Qual foi a última vez que uma manifestação cultural — uma música, uma exposição, uma conversa na rua — te deu um clique e se transformou em um insight poderoso?
Sabe que, durante muito tempo, a gente ficava quebrando a cabeça tentando achar o insight perfeito, a pauta poderosa, o assunto do momento. E o que entendi é que não precisa pensar tanto assim. Claro, um livro, uma palestra, uma exposição, um show, uma viagem, uma volta na rua… tudo isso ajuda a refrescar a memória e renovar as referências. Mas o mais importante é estar atento aos sentimentos — os seus e os de quem está ao seu redor — e à pulsação do planeta. Sem parecer místico, é sobre perceber o que está movimentando as pessoas, o que está nutrindo as conversas, o pensamento coletivo. No fim, as dores, os medos, os desafios são meio que os mesmos para qualquer ser humano. Claro, estou falando a partir de um lugar de privilégio — de quem já tem o básico garantido. Não estou falando de medo de não ter o que comer ou onde morar, mas dessas angústias mais sutis que atravessam o cotidiano. Dito isso, o clique, na maioria das vezes, vem da rotina. Basta olhar com atenção para o que está pegando dentro da nossa própria equipe. Está todo mundo falando de saúde mental? Vamos fazer um post sobre isso. Alguém está com dificuldade para aprofundar relações? Virou tema também. O insight não costuma vir do extraordinário — vem do que é real, cotidiano e compartilhado. Você só precisa estar presente o suficiente para perceber.
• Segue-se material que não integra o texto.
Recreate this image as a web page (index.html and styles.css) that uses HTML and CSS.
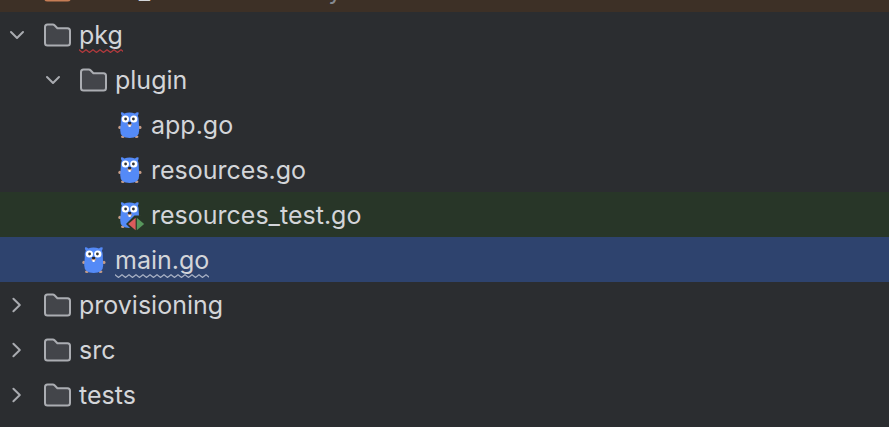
FILE: index.html
```html
<!DOCTYPE html>
<html lang="en">
<head>
    <meta charset="UTF-8">
    <meta name="viewport" content="width=device-width, initial-scale=1.0">
    <title>Project</title>
    <link rel="stylesheet" href="styles.css">
</head>
<body>
    <!-- shared icons -->
    <svg class="sprite" aria-hidden="true">
        <symbol id="down" viewBox="0 0 18 18">
            <path d="M3 6l6 6 6-6" fill="none" stroke="#a9abb0" stroke-width="2" stroke-linecap="round" stroke-linejoin="round"/>
        </symbol>
        <symbol id="right" viewBox="0 0 18 18">
            <path d="M5.4 2.8L11.8 9L5.4 15.2" fill="none" stroke="#a9abb0" stroke-width="2" stroke-linecap="round" stroke-linejoin="round"/>
        </symbol>
        <symbol id="folder" viewBox="0 0 28 28">
            <path d="M2 6Q2 3.5 4.5 3.5H9.8Q10.8 3.5 11.5 4.2L14.4 7.2H24.5Q27 7.2 27 9.7V22Q27 24.5 24.5 24.5H4.5Q2 24.5 2 22Z" fill="#43454a" stroke="#abadb2" stroke-width="2" stroke-linejoin="round"/>
        </symbol>
        <symbol id="library" viewBox="0 0 28 28">
            <path d="M2 6Q2 3.5 4.5 3.5H9.8Q10.8 3.5 11.5 4.2L14.4 7.2H24.5Q27 7.2 27 9.7V22Q27 24.5 24.5 24.5H4.5Q2 24.5 2 22Z" fill="#45322b" stroke="#c77d55" stroke-width="2" stroke-linejoin="round"/>
        </symbol>
        <symbol id="gopher" viewBox="0 0 28 28">
            <g fill="#c69c86">
                <ellipse cx="4.8" cy="16.4" rx="1.5" ry="1.7"/>
                <ellipse cx="25" cy="16.4" rx="1.5" ry="1.7"/>
                <ellipse cx="7.8" cy="25.8" rx="1.8" ry="1.3"/>
                <ellipse cx="21.6" cy="25.8" rx="1.8" ry="1.3"/>
            </g>
            <path d="M6.2 1.2Q8 1 9.2 2.4Q14.6 .8 20 2.4Q21.4 1 23.4 1.2Q24.2 3 22.8 4.6Q24 7 23.8 11L24.2 19Q24.4 27 14.7 27Q5 27 5.2 19L5.8 11Q5.4 7 6.8 4.6Q5.4 3 6.2 1.2Z" fill="#548af7"/>
            <circle cx="10.4" cy="8" r="3.6" fill="#fff"/>
            <circle cx="18.8" cy="8" r="3.6" fill="#fff"/>
            <circle cx="10.6" cy="8" r="1.4" fill="#343434"/>
            <circle cx="18.4" cy="8" r="1.4" fill="#343434"/>
            <ellipse cx="14.6" cy="13.6" rx="2.3" ry="1.6" fill="#c69c86"/>
            <rect x="13.5" y="14" width="2.2" height="2" rx=".4" fill="#fff"/>
            <ellipse cx="14.6" cy="12" rx="1.7" ry="1.3" fill="#2b2522"/>
        </symbol>
    </svg>

    <ul class="tree">
        <li class="clipped">
            <div class="row library">
                <span class="arrow"></span>
                <svg class="icon"><use href="#library"/></svg>
                <span class="name">node_modules</span>
                <span class="note">library root</span>
            </div>
        </li>
        <li>
            <div class="row">
                <button class="arrow" aria-label="Collapse pkg"><svg><use href="#down"/></svg></button>
                <svg class="icon"><use href="#folder"/></svg>
                <span class="name error">pkg</span>
            </div>
            <ul>
                <li>
                    <div class="row level1">
                        <button class="arrow" aria-label="Collapse plugin"><svg><use href="#down"/></svg></button>
                        <svg class="icon"><use href="#folder"/></svg>
                        <span class="name">plugin</span>
                    </div>
                    <ul>
                        <li class="row level2">
                            <span class="arrow"></span>
                            <svg class="icon"><use href="#gopher"/></svg>
                            <span class="name">app.go</span>
                        </li>
                        <li class="row level2">
                            <span class="arrow"></span>
                            <svg class="icon"><use href="#gopher"/></svg>
                            <span class="name">resources.go</span>
                        </li>
                        <li class="row level2 test">
                            <span class="arrow"></span>
                            <svg class="icon" viewBox="0 0 28 28">
                                <use href="#gopher"/>
                                <path d="M11 23L19.5 14.5L29 14.5V29H17Z" fill="#283628"/>
                                <path d="M20.6 16.8V29.2L13.2 23Z" fill="#db5c5c"/>
                                <path d="M21.8 16.8V29.2L29.2 23Z" fill="#57965c"/>
                            </svg>
                            <span class="name">resources_test.go</span>
                        </li>
                    </ul>
                </li>
                <li class="row level1 selected">
                    <span class="arrow"></span>
                    <svg class="icon"><use href="#gopher"/></svg>
                    <span class="name warning">main.go</span>
                </li>
            </ul>
        </li>
        <li class="row">
            <button class="arrow" aria-label="Expand provisioning"><svg><use href="#right"/></svg></button>
            <svg class="icon"><use href="#folder"/></svg>
            <span class="name">provisioning</span>
        </li>
        <li class="row">
            <button class="arrow" aria-label="Expand src"><svg><use href="#right"/></svg></button>
            <svg class="icon"><use href="#folder"/></svg>
            <span class="name">src</span>
        </li>
        <li class="row">
            <button class="arrow" aria-label="Expand tests"><svg><use href="#right"/></svg></button>
            <svg class="icon"><use href="#folder"/></svg>
            <span class="name">tests</span>
        </li>
    </ul>
</body>
</html>
```
FILE: styles.css
```css
body{
    margin: 0;
    background-color: #2b2d30;
    color: #d3d5d9;
    font-family: Inter, "Liberation Sans", sans-serif;
    font-size: 25px;
}
.sprite{
    display: none;
}
ul{
    list-style: none;
    margin: 0;
    padding: 0;
}

/* scrolled row, only its bottom edge is visible */
.clipped{
    display: flex;
    align-items: flex-end;
    height: 12px;
    overflow: hidden;
}
.clipped .row{
    flex: 1;
}

.row{
    display: flex;
    align-items: center;
    height: 45px;
    padding-left: 8px;
    white-space: nowrap;
}
.level1{
    padding-left: 44px;
}
.level2{
    padding-left: 80px;
}
.library{
    background-color: #3d3026;
}
.test{
    background-color: #283628;
}
.selected{
    background-color: #2e436e;
}

.arrow{
    width: 18px;
    height: 18px;
    margin-right: 17px;
    padding: 0;
    border: none;
    background-color: transparent;
    flex-shrink: 0;
}
.arrow svg{
    display: block;
    width: 18px;
    height: 18px;
}
button.arrow{
    cursor: pointer;
}
.icon{
    width: 28px;
    height: 28px;
    margin-right: 8px;
    overflow: visible;
    flex-shrink: 0;
}

.name{
    line-height: 36px;
}
.note{
    margin-left: 16px;
    color: #868a91;
}

/* zigzag underline */
.error, .warning{
    background-repeat: repeat-x;
    background-position: left bottom;
}
.error{
    background-image: url("data:image/svg+xml,%3Csvg xmlns='http://www.w3.org/2000/svg' width='7' height='4'%3E%3Cpath d='M-1 -.2L0 .8L3.5 3.4L7 .8L8 -.2' fill='none' stroke='%23b5393c' stroke-width='1.3'/%3E%3C/svg%3E");
}
.warning{
    background-image: url("data:image/svg+xml,%3Csvg xmlns='http://www.w3.org/2000/svg' width='7' height='4'%3E%3Cpath d='M-1 -.2L0 .8L3.5 3.4L7 .8L8 -.2' fill='none' stroke='%23a9b2c5' stroke-width='1.3'/%3E%3C/svg%3E");
}
```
Quando você ajuda uma marca a se transformar, qual é a mudança mais significativa que você espera causar? É sobre o negócio e os resultados, ou sobre a capacidade daquela marca de ter uma voz mais autêntica e um papel mais positivo na cultura?
Cara, o que realmente me motiva é fazer as marcas perceberem que elas são muito mais do que os produtos que vendem. Que a relevância cultural e social que elas têm pode causar um impacto mais profundo, positivo e duradouro na vida das pessoas. Eu defendo a ideia de que uma marca não precisa, necessariamente, ter um propósito nobre, tipo salvar o planeta ou acabar com a pobreza global. Pode ser mais simples que isso. Pode ser fazer alguém se sentir melhor, deixar o dia mais leve. E quando uma marca entende que pode ser essa parceira, que pode entregar conteúdo útil, histórias que conectam, informação que melhore de fato a vida de alguém — isso, para mim, é o que realmente vale. No fim, impacto cultural e relevância de marca andam juntos. Nem toda marca entende que o poder dela não está no chinelo, no protetor solar, no carro ou no óculos que vende. Está na força que tem — inclusive financeira — para comunicar algo que transforme, de verdade, a vida de alguém.